## EXERCISE GOAL
Every record must appear in your copy exactly as written, with no pictures.

## AVAILABLE RECORDS
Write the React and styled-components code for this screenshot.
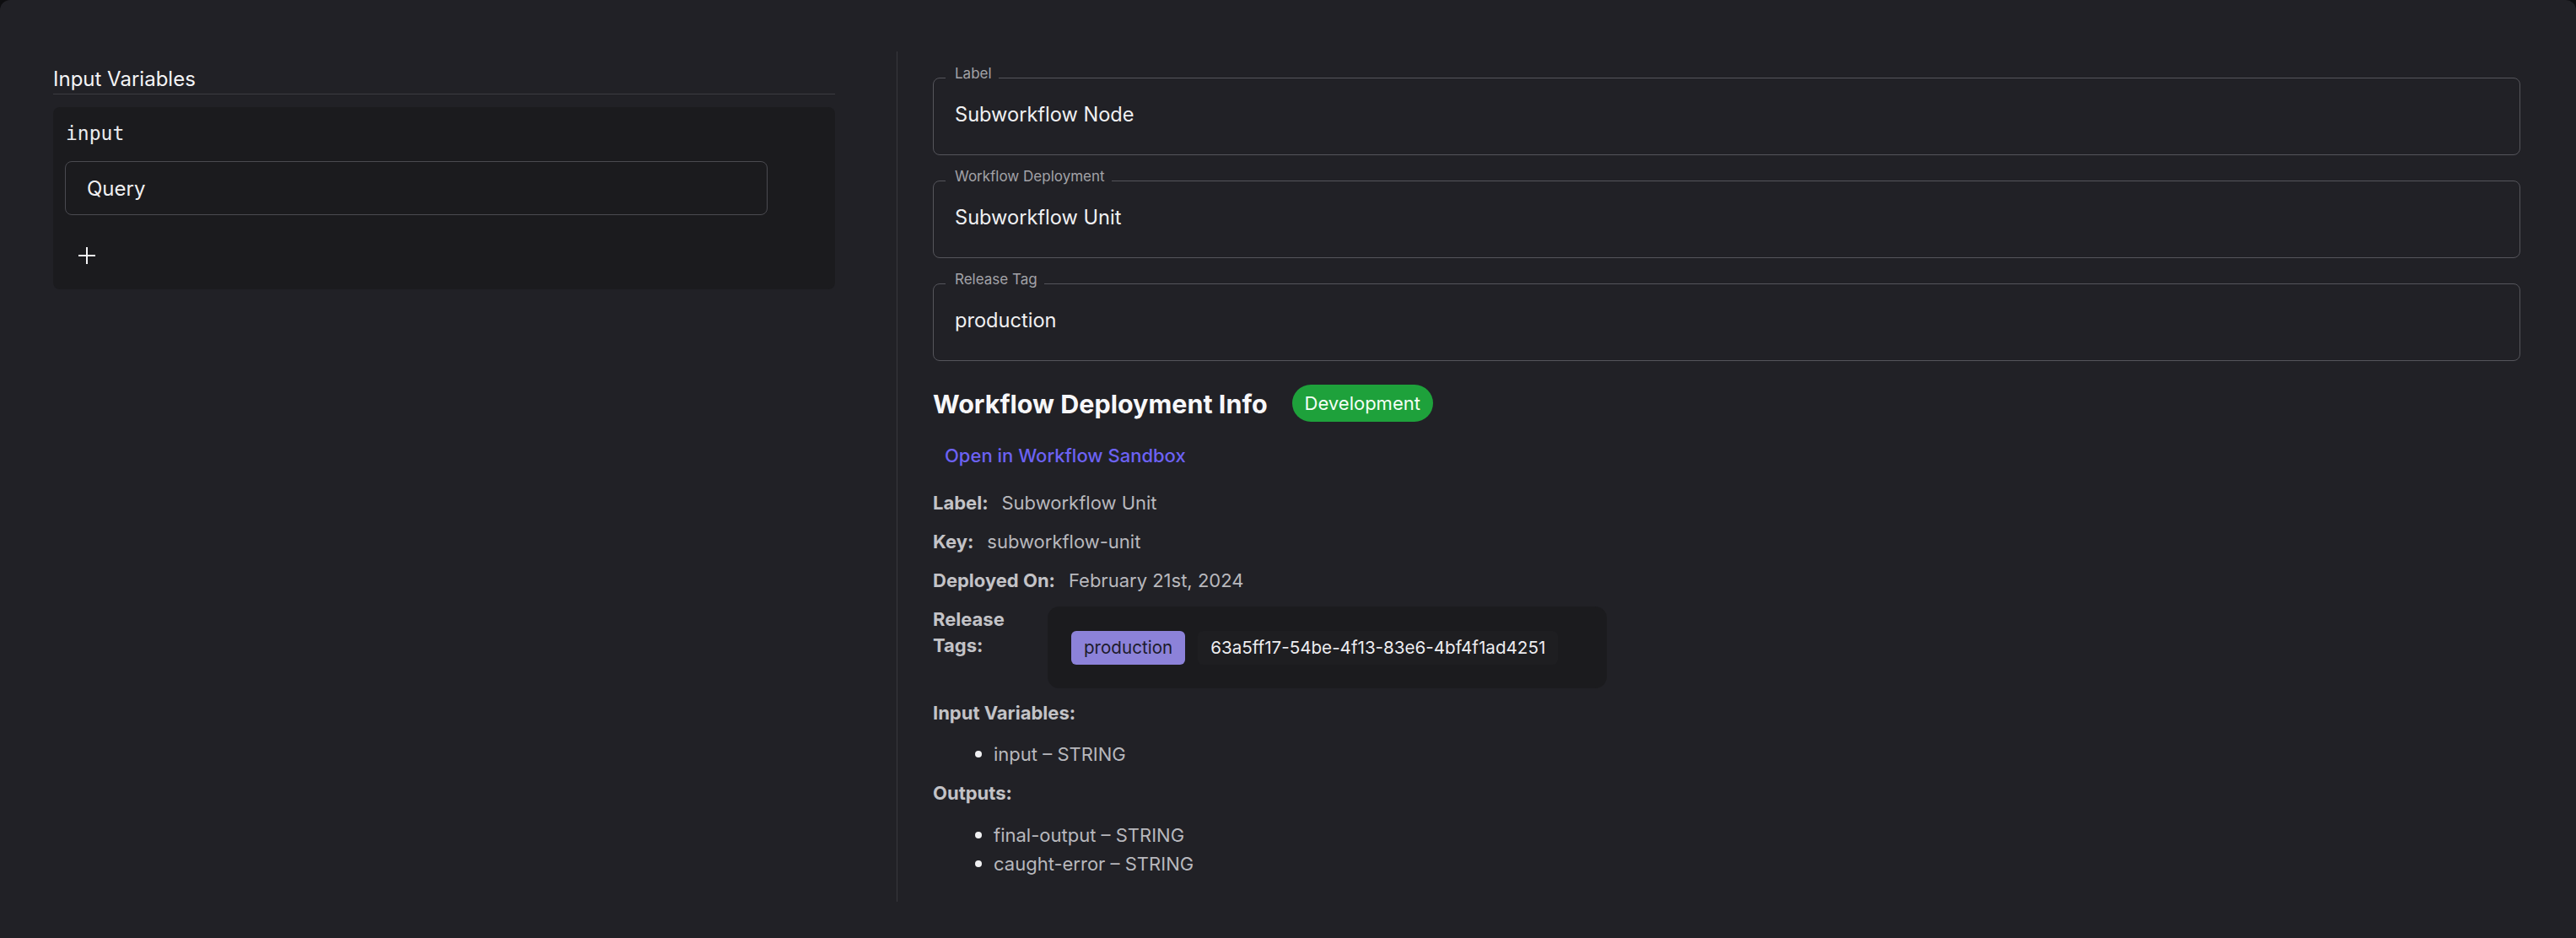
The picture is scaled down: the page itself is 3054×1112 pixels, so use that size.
import React from "react";
import styled, { createGlobalStyle } from "styled-components";

const GlobalStyle = createGlobalStyle`
  html, body {
    margin: 0;
    padding: 0;
    background: #0e0e10;
  }
  body {
    font-family: Inter, "Noto Sans", sans-serif;
    color: #ececef;
  }
  * { box-sizing: border-box; }
`;

const Shell = styled.div`
  display: flex;
  min-height: 100vh;
  padding: 61px 66px 43px 63px;
  background: #212126;
  border-radius: 12px 12px 0 0;
`;

const LeftPane = styled.div`
  width: 927px;
  flex-shrink: 0;
`;

const Divider = styled.div`
  width: 1px;
  margin-left: 73px;
  background: #38383d;
`;

const RightPane = styled.div`
  flex: 1;
  padding: 17px 0 0 42px;
`;

const SectionTitle = styled.div`
  margin-top: 16px;
  font-size: 24px;
  line-height: 34px;
  color: #f4f4f6;
  border-bottom: 1px solid #3c3c41;
`;

const VariableCard = styled.div`
  margin-top: 15px;
  padding: 15px 14px 20px;
  background: #1b1b1e;
  border-radius: 8px;
`;

const VarName = styled.div`
  padding-left: 1px;
  font-family: "DejaVu Sans Mono", "Liberation Mono", monospace;
  font-size: 23px;
  line-height: 32px;
  color: #ececef;
`;

const TextBox = styled.div`
  display: flex;
  align-items: center;
  width: 833px;
  height: 64px;
  margin-top: 17px;
  padding-left: 25px;
  border: 1px solid #4a4a50;
  border-radius: 8px;
  font-size: 24px;
  color: #f0f0f2;
`;

const IconButton = styled.button`
  display: flex;
  align-items: center;
  justify-content: center;
  width: 40px;
  height: 40px;
  margin: 28px 0 0 6px;
  padding: 0;
  background: transparent;
  border: none;
  color: #f4f4f6;
`;

const Field = styled.fieldset`
  margin: 0 0 16px;
  padding: 12px 25px 29px;
  border: 1px solid #55555b;
  border-radius: 8px;
  min-width: 0;
`;

const Legend = styled.legend`
  margin-left: -11px;
  padding: 0 8px 10px 11px;
  font-size: 17px;
  line-height: 18px;
  color: #a3a3a8;
`;

const FieldValue = styled.div`
  font-size: 23.6px;
  line-height: 36px;
  color: #f0f0f2;
`;

const InfoHeader = styled.div`
  display: flex;
  align-items: center;
  gap: 29px;
  height: 44px;
  margin-top: 28px;
`;

const InfoTitle = styled.h2`
  margin: 0;
  font-size: 30.5px;
  font-weight: 700;
  color: #f7f7f9;
`;

const Badge = styled.span`
  display: inline-flex;
  align-items: center;
  height: 44px;
  padding: 0 15px;
  border-radius: 22px;
  background: #1ea13b;
  color: #f4fff6;
  font-size: 22px;
`;

const LinkButton = styled.button`
  display: block;
  height: 40px;
  margin-top: 20px;
  padding: 0 14px;
  background: transparent;
  border: none;
  font-family: inherit;
  font-size: 22px;
  font-weight: 500;
  color: #6c62f4;
`;

const Row = styled.div`
  display: flex;
  align-items: flex-start;
  gap: 16px;
  margin-top: ${(p) => p.$top || 16}px;
  font-size: 22px;
  line-height: 30px;
`;

const Key = styled.span`
  font-weight: 700;
  color: #c3c3c7;
  width: ${(p) => (p.$width ? `${p.$width}px` : "auto")};
  line-height: ${(p) => (p.$width ? "31px" : "30px")};
`;

const Value = styled.span`
  color: #b8b8bd;
`;

const TagPanel = styled.div`
  display: flex;
  gap: 15px;
  padding: 29px 58px 28px 28px;
  background: #1b1b1e;
  border-radius: 14px;
`;

const Chip = styled.span`
  display: inline-flex;
  align-items: center;
  height: 40px;
  padding: 0 15px;
  border-radius: 6px;
  background: ${(p) => (p.$tone === "tag" ? "#8c82d9" : "#1e1e21")};
  color: ${(p) => (p.$tone === "tag" ? "#1d1b2c" : "#ededf0")};
  font-size: 20.6px;
`;

const Heading = styled.div`
  margin-top: ${(p) => p.$top}px;
  font-size: 22px;
  line-height: 30px;
  font-weight: 700;
  color: #c3c3c7;
`;

const List = styled.ul`
  list-style: none;
  margin: ${(p) => p.$top}px 0 14px;
  padding: 0 0 0 72px;
`;

const Item = styled.li`
  position: relative;
  font-size: 22px;
  line-height: 34px;
  color: #b8b8bd;

  &::before {
    content: "";
    position: absolute;
    left: -22px;
    top: 13px;
    width: 8px;
    height: 8px;
    border-radius: 50%;
    background: #f0f0f2;
  }
`;

function PlusIcon() {
  return (
    <svg width="22" height="22" viewBox="0 0 22 22" fill="none" stroke="currentColor" strokeWidth="2">
      <line x1="11" y1="1" x2="11" y2="21" />
      <line x1="1" y1="11" x2="21" y2="11" />
    </svg>
  );
}

const fields = [
  { label: "Label", value: "Subworkflow Node" },
  { label: "Workflow Deployment", value: "Subworkflow Unit" },
  { label: "Release Tag", value: "production" },
];

export default function App() {
  return (
    <>
      <GlobalStyle />
      <Shell>
        <LeftPane>
          <SectionTitle>Input Variables</SectionTitle>
          <VariableCard>
            <VarName>input</VarName>
            <TextBox>Query</TextBox>
            <IconButton aria-label="Add variable">
              <PlusIcon />
            </IconButton>
          </VariableCard>
        </LeftPane>
        <Divider />
        <RightPane>
          {fields.map((f) => (
            <Field key={f.label}>
              <Legend>{f.label}</Legend>
              <FieldValue>{f.value}</FieldValue>
            </Field>
          ))}

          <InfoHeader>
            <InfoTitle>Workflow Deployment Info</InfoTitle>
            <Badge>Development</Badge>
          </InfoHeader>
          <LinkButton>Open in Workflow Sandbox</LinkButton>

          <Row $top={21}>
            <Key>Label:</Key>
            <Value>Subworkflow Unit</Value>
          </Row>
          <Row>
            <Key>Key:</Key>
            <Value>subworkflow-unit</Value>
          </Row>
          <Row>
            <Key>Deployed On:</Key>
            <Value>February 21st, 2024</Value>
          </Row>
          <Row>
            <Key $width={120}>Release Tags:</Key>
            <TagPanel>
              <Chip $tone="tag">production</Chip>
              <Chip>63a5ff17-54be-4f13-83e6-4bf4f1ad4251</Chip>
            </TagPanel>
          </Row>

          <Heading $top={14}>Input Variables:</Heading>
          <List $top={17}>
            <Item>input – STRING</Item>
          </List>
          <Heading $top={0}>Outputs:</Heading>
          <List $top={18}>
            <Item>final-output – STRING</Item>
            <Item>caught-error – STRING</Item>
          </List>
        </RightPane>
      </Shell>
    </>
  );
}
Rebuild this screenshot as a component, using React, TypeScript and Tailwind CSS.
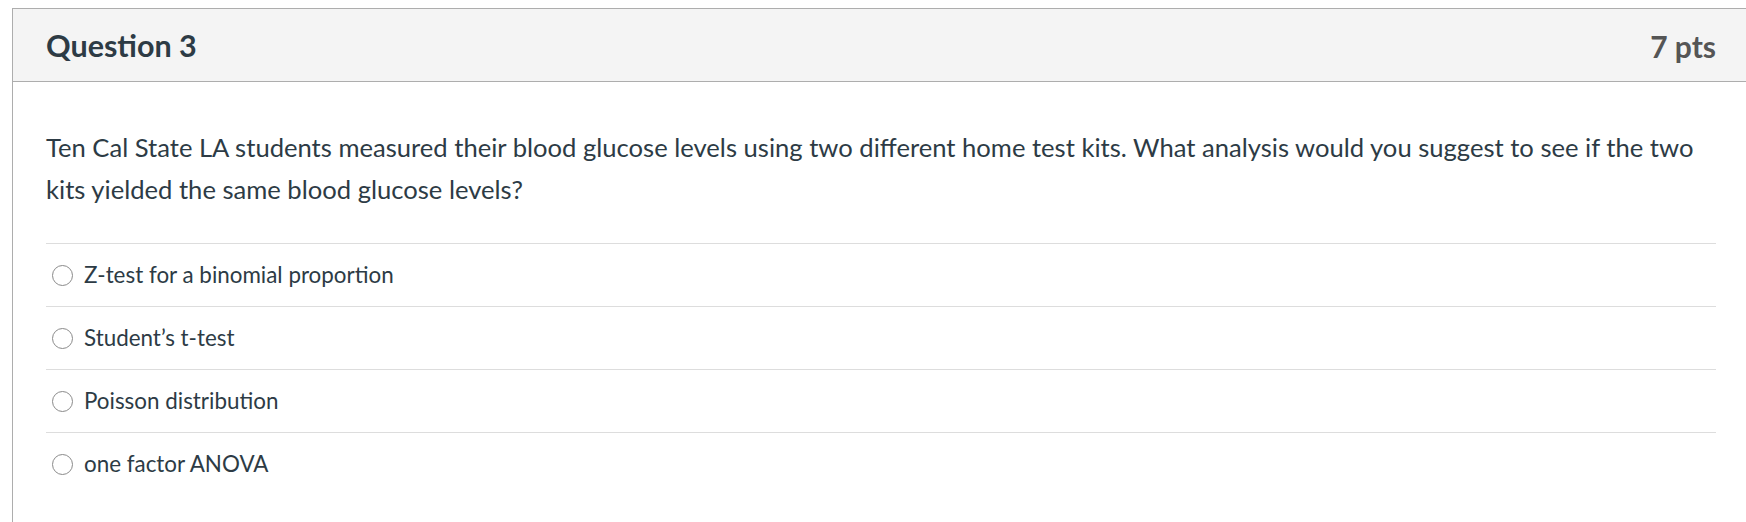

## EXERCISE OUTPUT
Write the React and styled-components code for this screenshot.
The picture is scaled down: the page itself is 3054×1112 pixels, so use that size.
import React from "react";
import styled, { createGlobalStyle } from "styled-components";

const GlobalStyle = createGlobalStyle`
  html, body {
    margin: 0;
    padding: 0;
    background: #0e0e10;
  }
  body {
    font-family: Inter, "Noto Sans", sans-serif;
    color: #ececef;
  }
  * { box-sizing: border-box; }
`;

const Shell = styled.div`
  display: flex;
  min-height: 100vh;
  padding: 61px 66px 43px 63px;
  background: #212126;
  border-radius: 12px 12px 0 0;
`;

const LeftPane = styled.div`
  width: 927px;
  flex-shrink: 0;
`;

const Divider = styled.div`
  width: 1px;
  margin-left: 73px;
  background: #38383d;
`;

const RightPane = styled.div`
  flex: 1;
  padding: 17px 0 0 42px;
`;

const SectionTitle = styled.div`
  margin-top: 16px;
  font-size: 24px;
  line-height: 34px;
  color: #f4f4f6;
  border-bottom: 1px solid #3c3c41;
`;

const VariableCard = styled.div`
  margin-top: 15px;
  padding: 15px 14px 20px;
  background: #1b1b1e;
  border-radius: 8px;
`;

const VarName = styled.div`
  padding-left: 1px;
  font-family: "DejaVu Sans Mono", "Liberation Mono", monospace;
  font-size: 23px;
  line-height: 32px;
  color: #ececef;
`;

const TextBox = styled.div`
  display: flex;
  align-items: center;
  width: 833px;
  height: 64px;
  margin-top: 17px;
  padding-left: 25px;
  border: 1px solid #4a4a50;
  border-radius: 8px;
  font-size: 24px;
  color: #f0f0f2;
`;

const IconButton = styled.button`
  display: flex;
  align-items: center;
  justify-content: center;
  width: 40px;
  height: 40px;
  margin: 28px 0 0 6px;
  padding: 0;
  background: transparent;
  border: none;
  color: #f4f4f6;
`;

const Field = styled.fieldset`
  margin: 0 0 16px;
  padding: 12px 25px 29px;
  border: 1px solid #55555b;
  border-radius: 8px;
  min-width: 0;
`;

const Legend = styled.legend`
  margin-left: -11px;
  padding: 0 8px 10px 11px;
  font-size: 17px;
  line-height: 18px;
  color: #a3a3a8;
`;

const FieldValue = styled.div`
  font-size: 23.6px;
  line-height: 36px;
  color: #f0f0f2;
`;

const InfoHeader = styled.div`
  display: flex;
  align-items: center;
  gap: 29px;
  height: 44px;
  margin-top: 28px;
`;

const InfoTitle = styled.h2`
  margin: 0;
  font-size: 30.5px;
  font-weight: 700;
  color: #f7f7f9;
`;

const Badge = styled.span`
  display: inline-flex;
  align-items: center;
  height: 44px;
  padding: 0 15px;
  border-radius: 22px;
  background: #1ea13b;
  color: #f4fff6;
  font-size: 22px;
`;

const LinkButton = styled.button`
  display: block;
  height: 40px;
  margin-top: 20px;
  padding: 0 14px;
  background: transparent;
  border: none;
  font-family: inherit;
  font-size: 22px;
  font-weight: 500;
  color: #6c62f4;
`;

const Row = styled.div`
  display: flex;
  align-items: flex-start;
  gap: 16px;
  margin-top: ${(p) => p.$top || 16}px;
  font-size: 22px;
  line-height: 30px;
`;

const Key = styled.span`
  font-weight: 700;
  color: #c3c3c7;
  width: ${(p) => (p.$width ? `${p.$width}px` : "auto")};
  line-height: ${(p) => (p.$width ? "31px" : "30px")};
`;

const Value = styled.span`
  color: #b8b8bd;
`;

const TagPanel = styled.div`
  display: flex;
  gap: 15px;
  padding: 29px 58px 28px 28px;
  background: #1b1b1e;
  border-radius: 14px;
`;

const Chip = styled.span`
  display: inline-flex;
  align-items: center;
  height: 40px;
  padding: 0 15px;
  border-radius: 6px;
  background: ${(p) => (p.$tone === "tag" ? "#8c82d9" : "#1e1e21")};
  color: ${(p) => (p.$tone === "tag" ? "#1d1b2c" : "#ededf0")};
  font-size: 20.6px;
`;

const Heading = styled.div`
  margin-top: ${(p) => p.$top}px;
  font-size: 22px;
  line-height: 30px;
  font-weight: 700;
  color: #c3c3c7;
`;

const List = styled.ul`
  list-style: none;
  margin: ${(p) => p.$top}px 0 14px;
  padding: 0 0 0 72px;
`;

const Item = styled.li`
  position: relative;
  font-size: 22px;
  line-height: 34px;
  color: #b8b8bd;

  &::before {
    content: "";
    position: absolute;
    left: -22px;
    top: 13px;
    width: 8px;
    height: 8px;
    border-radius: 50%;
    background: #f0f0f2;
  }
`;

function PlusIcon() {
  return (
    <svg width="22" height="22" viewBox="0 0 22 22" fill="none" stroke="currentColor" strokeWidth="2">
      <line x1="11" y1="1" x2="11" y2="21" />
      <line x1="1" y1="11" x2="21" y2="11" />
    </svg>
  );
}

const fields = [
  { label: "Label", value: "Subworkflow Node" },
  { label: "Workflow Deployment", value: "Subworkflow Unit" },
  { label: "Release Tag", value: "production" },
];

export default function App() {
  return (
    <>
      <GlobalStyle />
      <Shell>
        <LeftPane>
          <SectionTitle>Input Variables</SectionTitle>
          <VariableCard>
            <VarName>input</VarName>
            <TextBox>Query</TextBox>
            <IconButton aria-label="Add variable">
              <PlusIcon />
            </IconButton>
          </VariableCard>
        </LeftPane>
        <Divider />
        <RightPane>
          {fields.map((f) => (
            <Field key={f.label}>
              <Legend>{f.label}</Legend>
              <FieldValue>{f.value}</FieldValue>
            </Field>
          ))}

          <InfoHeader>
            <InfoTitle>Workflow Deployment Info</InfoTitle>
            <Badge>Development</Badge>
          </InfoHeader>
          <LinkButton>Open in Workflow Sandbox</LinkButton>

          <Row $top={21}>
            <Key>Label:</Key>
            <Value>Subworkflow Unit</Value>
          </Row>
          <Row>
            <Key>Key:</Key>
            <Value>subworkflow-unit</Value>
          </Row>
          <Row>
            <Key>Deployed On:</Key>
            <Value>February 21st, 2024</Value>
          </Row>
          <Row>
            <Key $width={120}>Release Tags:</Key>
            <TagPanel>
              <Chip $tone="tag">production</Chip>
              <Chip>63a5ff17-54be-4f13-83e6-4bf4f1ad4251</Chip>
            </TagPanel>
          </Row>

          <Heading $top={14}>Input Variables:</Heading>
          <List $top={17}>
            <Item>input – STRING</Item>
          </List>
          <Heading $top={0}>Outputs:</Heading>
          <List $top={18}>
            <Item>final-output – STRING</Item>
            <Item>caught-error – STRING</Item>
          </List>
        </RightPane>
      </Shell>
    </>
  );
}
Rebuild this screenshot as a component, using React, TypeScript and Tailwind CSS.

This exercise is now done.